Editorial: 'Time for a re-think as Nama is adding to housing woes'
Back in a very recent and very grim time, the then-government announced the creation of the National Assets Management Agency, or Nama as it is universally known. It began life in late 2009, described as "a bad bank" which would manage mainly unperforming loans on property suddenly worth a fraction of its original book value.
About one year later, Ireland's economic woes were complete when the country was forced to surrender financial supervision to the dreaded Troika of the European Central Bank, EU Commission and the International Monetary Fund.
Nama was from the start, and remains to this day, the source of great controversy. Politicians and economists attacked the concept and business people castigated it and went to law against it.
But Nama defenders argue its success, which can be measured in terms of cash.
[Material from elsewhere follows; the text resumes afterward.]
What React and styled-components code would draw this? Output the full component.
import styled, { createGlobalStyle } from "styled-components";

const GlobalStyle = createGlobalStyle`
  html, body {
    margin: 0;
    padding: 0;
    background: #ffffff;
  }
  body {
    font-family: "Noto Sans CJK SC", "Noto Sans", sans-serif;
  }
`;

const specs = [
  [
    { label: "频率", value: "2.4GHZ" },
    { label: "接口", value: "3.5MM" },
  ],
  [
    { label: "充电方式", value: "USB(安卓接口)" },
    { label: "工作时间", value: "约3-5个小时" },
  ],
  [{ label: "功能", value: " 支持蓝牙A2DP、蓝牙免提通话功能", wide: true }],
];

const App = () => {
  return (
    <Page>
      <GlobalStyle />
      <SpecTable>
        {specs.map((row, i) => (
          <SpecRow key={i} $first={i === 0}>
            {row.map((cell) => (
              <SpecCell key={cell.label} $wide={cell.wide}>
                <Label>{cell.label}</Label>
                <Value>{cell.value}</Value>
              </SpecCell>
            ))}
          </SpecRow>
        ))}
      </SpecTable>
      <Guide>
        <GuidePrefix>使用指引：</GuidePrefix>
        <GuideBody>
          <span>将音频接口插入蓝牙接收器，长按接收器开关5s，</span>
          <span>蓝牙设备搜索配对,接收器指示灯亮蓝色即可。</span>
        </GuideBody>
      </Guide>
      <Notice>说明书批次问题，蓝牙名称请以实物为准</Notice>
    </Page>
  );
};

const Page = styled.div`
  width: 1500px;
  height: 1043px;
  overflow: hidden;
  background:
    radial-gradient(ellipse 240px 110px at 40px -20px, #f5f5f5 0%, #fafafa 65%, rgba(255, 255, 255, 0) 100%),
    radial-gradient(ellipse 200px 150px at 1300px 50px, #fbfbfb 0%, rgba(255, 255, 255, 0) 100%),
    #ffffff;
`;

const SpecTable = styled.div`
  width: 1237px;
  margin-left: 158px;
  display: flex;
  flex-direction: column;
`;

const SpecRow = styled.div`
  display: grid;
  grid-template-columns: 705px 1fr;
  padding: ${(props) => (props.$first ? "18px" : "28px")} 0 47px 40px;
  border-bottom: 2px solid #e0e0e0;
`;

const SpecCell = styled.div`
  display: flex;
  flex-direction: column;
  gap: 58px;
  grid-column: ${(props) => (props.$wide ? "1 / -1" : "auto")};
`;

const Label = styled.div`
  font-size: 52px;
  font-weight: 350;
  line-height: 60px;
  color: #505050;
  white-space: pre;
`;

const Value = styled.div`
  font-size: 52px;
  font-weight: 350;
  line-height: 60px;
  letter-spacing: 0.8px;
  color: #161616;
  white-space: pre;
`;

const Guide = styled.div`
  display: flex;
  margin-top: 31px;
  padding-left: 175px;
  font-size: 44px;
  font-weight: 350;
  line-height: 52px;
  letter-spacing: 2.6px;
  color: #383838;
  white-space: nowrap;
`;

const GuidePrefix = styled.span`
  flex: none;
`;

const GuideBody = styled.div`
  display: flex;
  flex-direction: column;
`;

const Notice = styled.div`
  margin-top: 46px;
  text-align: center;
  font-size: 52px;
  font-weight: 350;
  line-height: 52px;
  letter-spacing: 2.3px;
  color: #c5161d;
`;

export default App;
Last summer, Nama chairman Frank Daly told the Oireachtas Finance Committee that the organisation is now in its final phase of activity ahead of a wind-up in 2020.
Mr Daly also expected Nama to hand over in excess of €3.5bn to State coffers by then. Given increasing property prices that surplus could be more.
And Nama has also built houses, some 8,000 units since 2014. The problem is that these houses are in the main rather dear, being well above the €300,000 ceiling deemed by housing experts as "affordable".
That price tag is not plucked from thin air. It is closely related to what a young couple on decent but modest incomes would be allowed borrow under current stringent borrowing rules.
More worryingly, a significant proportion - almost 20pc - of Nama-built houses have gone to property investors.
The net result of all of this is that Nama is by now clearly part of our housing problem, even as it is getting on with its assigned task of maximising returns on disposing a crocked loan book. There are strong arguments that its function should have been modified back in 2014 when ambitious plans to provide more housing were first unveiled. But that was not done.
So, in concluding all that, we must remember Nama was set up to resolve the glut of property debt, not build social houses. But as an arm of the State apparatus, now hopelessly mired in a crisis of housing shortages and homelessness, it is very disconcerting to find Nama pulling against efforts to address the problems.
On that basis, it may be time to adjust Nama's remit to ensure it is more in keeping with the ongoing efforts to grapple with our housing woes. These efforts have been slow to show results and every extra house counts.